▸ What you need to do
Your task is to transcribe all of the data below exactly, omitting the images.

▸ Dataset extract
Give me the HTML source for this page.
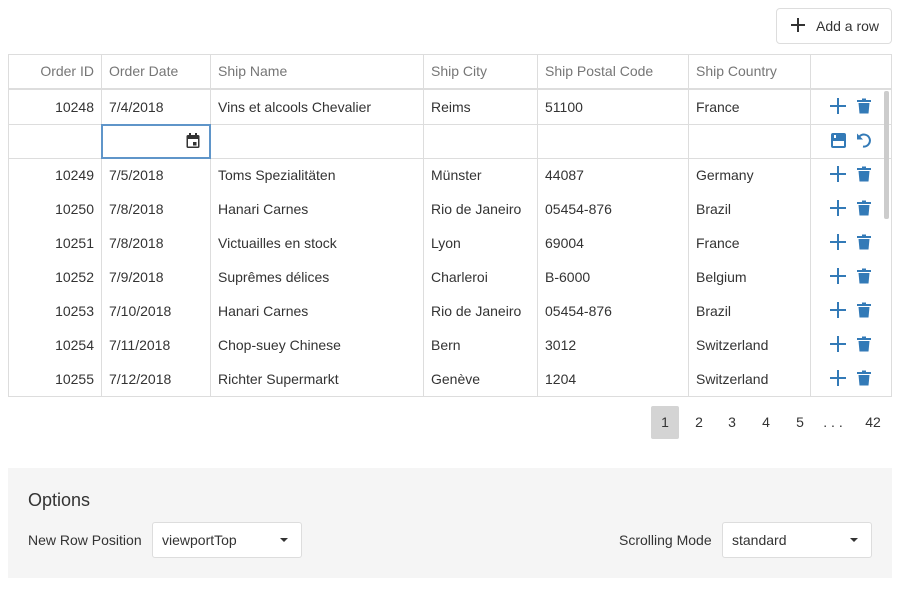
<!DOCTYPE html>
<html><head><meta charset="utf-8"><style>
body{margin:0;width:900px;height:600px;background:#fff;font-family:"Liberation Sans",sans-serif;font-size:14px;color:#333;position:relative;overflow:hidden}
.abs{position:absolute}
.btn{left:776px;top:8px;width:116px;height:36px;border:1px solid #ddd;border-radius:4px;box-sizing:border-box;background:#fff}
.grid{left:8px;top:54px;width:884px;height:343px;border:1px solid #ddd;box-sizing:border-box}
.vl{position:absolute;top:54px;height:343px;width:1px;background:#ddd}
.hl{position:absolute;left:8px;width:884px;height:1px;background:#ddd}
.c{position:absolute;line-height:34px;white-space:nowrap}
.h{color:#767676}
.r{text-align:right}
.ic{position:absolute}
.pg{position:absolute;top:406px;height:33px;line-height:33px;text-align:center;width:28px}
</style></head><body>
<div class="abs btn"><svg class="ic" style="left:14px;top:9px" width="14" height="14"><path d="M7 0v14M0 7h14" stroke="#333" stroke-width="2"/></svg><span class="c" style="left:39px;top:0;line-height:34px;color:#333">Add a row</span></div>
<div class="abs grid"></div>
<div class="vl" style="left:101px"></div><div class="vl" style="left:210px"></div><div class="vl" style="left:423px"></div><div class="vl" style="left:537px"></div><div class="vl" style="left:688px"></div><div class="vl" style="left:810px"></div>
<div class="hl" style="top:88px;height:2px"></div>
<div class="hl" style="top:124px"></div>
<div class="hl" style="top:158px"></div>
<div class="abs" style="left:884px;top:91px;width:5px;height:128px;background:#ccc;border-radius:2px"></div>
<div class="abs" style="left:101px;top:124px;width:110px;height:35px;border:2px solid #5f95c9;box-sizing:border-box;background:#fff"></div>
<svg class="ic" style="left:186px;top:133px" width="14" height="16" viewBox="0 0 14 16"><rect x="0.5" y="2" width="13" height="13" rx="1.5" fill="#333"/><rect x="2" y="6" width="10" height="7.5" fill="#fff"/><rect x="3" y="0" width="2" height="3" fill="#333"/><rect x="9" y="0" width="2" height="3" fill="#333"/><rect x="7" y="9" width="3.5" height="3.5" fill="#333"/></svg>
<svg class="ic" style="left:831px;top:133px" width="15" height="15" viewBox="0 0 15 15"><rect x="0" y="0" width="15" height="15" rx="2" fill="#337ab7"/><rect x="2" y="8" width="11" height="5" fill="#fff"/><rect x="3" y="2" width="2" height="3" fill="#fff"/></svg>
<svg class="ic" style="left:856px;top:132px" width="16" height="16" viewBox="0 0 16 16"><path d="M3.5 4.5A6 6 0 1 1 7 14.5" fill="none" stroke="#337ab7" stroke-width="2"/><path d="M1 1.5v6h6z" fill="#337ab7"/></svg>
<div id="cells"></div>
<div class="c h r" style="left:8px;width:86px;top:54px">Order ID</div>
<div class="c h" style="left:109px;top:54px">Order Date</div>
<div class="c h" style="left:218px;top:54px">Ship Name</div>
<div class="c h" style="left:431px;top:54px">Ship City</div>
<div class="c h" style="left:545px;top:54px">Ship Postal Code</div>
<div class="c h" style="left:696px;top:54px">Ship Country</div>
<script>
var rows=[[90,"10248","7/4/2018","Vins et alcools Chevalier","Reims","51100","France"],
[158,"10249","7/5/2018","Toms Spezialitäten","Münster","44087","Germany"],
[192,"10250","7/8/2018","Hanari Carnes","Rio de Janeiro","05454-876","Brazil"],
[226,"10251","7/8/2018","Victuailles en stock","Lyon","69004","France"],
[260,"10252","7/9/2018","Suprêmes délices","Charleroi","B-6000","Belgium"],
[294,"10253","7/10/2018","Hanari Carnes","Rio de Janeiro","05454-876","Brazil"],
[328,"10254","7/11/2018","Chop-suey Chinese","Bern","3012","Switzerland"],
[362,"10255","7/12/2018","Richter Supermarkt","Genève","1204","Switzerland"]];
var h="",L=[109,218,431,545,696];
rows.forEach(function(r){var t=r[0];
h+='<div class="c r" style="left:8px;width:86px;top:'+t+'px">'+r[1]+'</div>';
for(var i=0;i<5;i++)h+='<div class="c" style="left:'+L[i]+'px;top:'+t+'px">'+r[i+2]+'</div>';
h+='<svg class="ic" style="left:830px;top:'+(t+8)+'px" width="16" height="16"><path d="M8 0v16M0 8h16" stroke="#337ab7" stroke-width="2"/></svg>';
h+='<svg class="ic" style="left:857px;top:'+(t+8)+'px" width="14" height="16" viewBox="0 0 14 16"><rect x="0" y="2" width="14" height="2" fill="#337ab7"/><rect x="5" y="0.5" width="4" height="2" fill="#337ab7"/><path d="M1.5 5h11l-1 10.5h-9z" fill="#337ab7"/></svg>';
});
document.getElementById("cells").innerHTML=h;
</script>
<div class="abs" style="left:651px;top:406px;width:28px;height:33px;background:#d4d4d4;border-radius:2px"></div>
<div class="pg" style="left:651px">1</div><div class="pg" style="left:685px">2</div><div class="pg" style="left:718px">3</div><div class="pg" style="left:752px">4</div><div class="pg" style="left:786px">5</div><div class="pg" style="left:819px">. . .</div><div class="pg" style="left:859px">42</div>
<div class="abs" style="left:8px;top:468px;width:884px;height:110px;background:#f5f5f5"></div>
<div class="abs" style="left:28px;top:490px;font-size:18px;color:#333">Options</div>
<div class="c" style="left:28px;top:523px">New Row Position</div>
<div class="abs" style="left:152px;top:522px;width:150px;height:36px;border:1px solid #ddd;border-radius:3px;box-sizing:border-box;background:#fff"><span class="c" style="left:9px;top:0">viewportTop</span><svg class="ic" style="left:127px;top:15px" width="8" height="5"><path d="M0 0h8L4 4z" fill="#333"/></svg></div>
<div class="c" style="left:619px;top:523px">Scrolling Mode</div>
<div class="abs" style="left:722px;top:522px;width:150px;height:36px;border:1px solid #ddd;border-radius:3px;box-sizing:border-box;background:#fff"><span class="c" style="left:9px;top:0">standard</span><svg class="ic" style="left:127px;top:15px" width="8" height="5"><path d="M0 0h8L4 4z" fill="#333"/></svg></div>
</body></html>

▸ Exercise output
Give me the HTML source for this page.
<!DOCTYPE html>
<html><head><meta charset="utf-8"><style>
body{margin:0;width:900px;height:600px;background:#fff;font-family:"Liberation Sans",sans-serif;font-size:14px;color:#333;position:relative;overflow:hidden}
.abs{position:absolute}
.btn{left:776px;top:8px;width:116px;height:36px;border:1px solid #ddd;border-radius:4px;box-sizing:border-box;background:#fff}
.grid{left:8px;top:54px;width:884px;height:343px;border:1px solid #ddd;box-sizing:border-box}
.vl{position:absolute;top:54px;height:343px;width:1px;background:#ddd}
.hl{position:absolute;left:8px;width:884px;height:1px;background:#ddd}
.c{position:absolute;line-height:34px;white-space:nowrap}
.h{color:#767676}
.r{text-align:right}
.ic{position:absolute}
.pg{position:absolute;top:406px;height:33px;line-height:33px;text-align:center;width:28px}
</style></head><body>
<div class="abs btn"><svg class="ic" style="left:14px;top:9px" width="14" height="14"><path d="M7 0v14M0 7h14" stroke="#333" stroke-width="2"/></svg><span class="c" style="left:39px;top:0;line-height:34px;color:#333">Add a row</span></div>
<div class="abs grid"></div>
<div class="vl" style="left:101px"></div><div class="vl" style="left:210px"></div><div class="vl" style="left:423px"></div><div class="vl" style="left:537px"></div><div class="vl" style="left:688px"></div><div class="vl" style="left:810px"></div>
<div class="hl" style="top:88px;height:2px"></div>
<div class="hl" style="top:124px"></div>
<div class="hl" style="top:158px"></div>
<div class="abs" style="left:884px;top:91px;width:5px;height:128px;background:#ccc;border-radius:2px"></div>
<div class="abs" style="left:101px;top:124px;width:110px;height:35px;border:2px solid #5f95c9;box-sizing:border-box;background:#fff"></div>
<svg class="ic" style="left:186px;top:133px" width="14" height="16" viewBox="0 0 14 16"><rect x="0.5" y="2" width="13" height="13" rx="1.5" fill="#333"/><rect x="2" y="6" width="10" height="7.5" fill="#fff"/><rect x="3" y="0" width="2" height="3" fill="#333"/><rect x="9" y="0" width="2" height="3" fill="#333"/><rect x="7" y="9" width="3.5" height="3.5" fill="#333"/></svg>
<svg class="ic" style="left:831px;top:133px" width="15" height="15" viewBox="0 0 15 15"><rect x="0" y="0" width="15" height="15" rx="2" fill="#337ab7"/><rect x="2" y="8" width="11" height="5" fill="#fff"/><rect x="3" y="2" width="2" height="3" fill="#fff"/></svg>
<svg class="ic" style="left:856px;top:132px" width="16" height="16" viewBox="0 0 16 16"><path d="M3.5 4.5A6 6 0 1 1 7 14.5" fill="none" stroke="#337ab7" stroke-width="2"/><path d="M1 1.5v6h6z" fill="#337ab7"/></svg>
<div id="cells"></div>
<div class="c h r" style="left:8px;width:86px;top:54px">Order ID</div>
<div class="c h" style="left:109px;top:54px">Order Date</div>
<div class="c h" style="left:218px;top:54px">Ship Name</div>
<div class="c h" style="left:431px;top:54px">Ship City</div>
<div class="c h" style="left:545px;top:54px">Ship Postal Code</div>
<div class="c h" style="left:696px;top:54px">Ship Country</div>
<script>
var rows=[[90,"10248","7/4/2018","Vins et alcools Chevalier","Reims","51100","France"],
[158,"10249","7/5/2018","Toms Spezialitäten","Münster","44087","Germany"],
[192,"10250","7/8/2018","Hanari Carnes","Rio de Janeiro","05454-876","Brazil"],
[226,"10251","7/8/2018","Victuailles en stock","Lyon","69004","France"],
[260,"10252","7/9/2018","Suprêmes délices","Charleroi","B-6000","Belgium"],
[294,"10253","7/10/2018","Hanari Carnes","Rio de Janeiro","05454-876","Brazil"],
[328,"10254","7/11/2018","Chop-suey Chinese","Bern","3012","Switzerland"],
[362,"10255","7/12/2018","Richter Supermarkt","Genève","1204","Switzerland"]];
var h="",L=[109,218,431,545,696];
rows.forEach(function(r){var t=r[0];
h+='<div class="c r" style="left:8px;width:86px;top:'+t+'px">'+r[1]+'</div>';
for(var i=0;i<5;i++)h+='<div class="c" style="left:'+L[i]+'px;top:'+t+'px">'+r[i+2]+'</div>';
h+='<svg class="ic" style="left:830px;top:'+(t+8)+'px" width="16" height="16"><path d="M8 0v16M0 8h16" stroke="#337ab7" stroke-width="2"/></svg>';
h+='<svg class="ic" style="left:857px;top:'+(t+8)+'px" width="14" height="16" viewBox="0 0 14 16"><rect x="0" y="2" width="14" height="2" fill="#337ab7"/><rect x="5" y="0.5" width="4" height="2" fill="#337ab7"/><path d="M1.5 5h11l-1 10.5h-9z" fill="#337ab7"/></svg>';
});
document.getElementById("cells").innerHTML=h;
</script>
<div class="abs" style="left:651px;top:406px;width:28px;height:33px;background:#d4d4d4;border-radius:2px"></div>
<div class="pg" style="left:651px">1</div><div class="pg" style="left:685px">2</div><div class="pg" style="left:718px">3</div><div class="pg" style="left:752px">4</div><div class="pg" style="left:786px">5</div><div class="pg" style="left:819px">. . .</div><div class="pg" style="left:859px">42</div>
<div class="abs" style="left:8px;top:468px;width:884px;height:110px;background:#f5f5f5"></div>
<div class="abs" style="left:28px;top:490px;font-size:18px;color:#333">Options</div>
<div class="c" style="left:28px;top:523px">New Row Position</div>
<div class="abs" style="left:152px;top:522px;width:150px;height:36px;border:1px solid #ddd;border-radius:3px;box-sizing:border-box;background:#fff"><span class="c" style="left:9px;top:0">viewportTop</span><svg class="ic" style="left:127px;top:15px" width="8" height="5"><path d="M0 0h8L4 4z" fill="#333"/></svg></div>
<div class="c" style="left:619px;top:523px">Scrolling Mode</div>
<div class="abs" style="left:722px;top:522px;width:150px;height:36px;border:1px solid #ddd;border-radius:3px;box-sizing:border-box;background:#fff"><span class="c" style="left:9px;top:0">standard</span><svg class="ic" style="left:127px;top:15px" width="8" height="5"><path d="M0 0h8L4 4z" fill="#333"/></svg></div>
</body></html>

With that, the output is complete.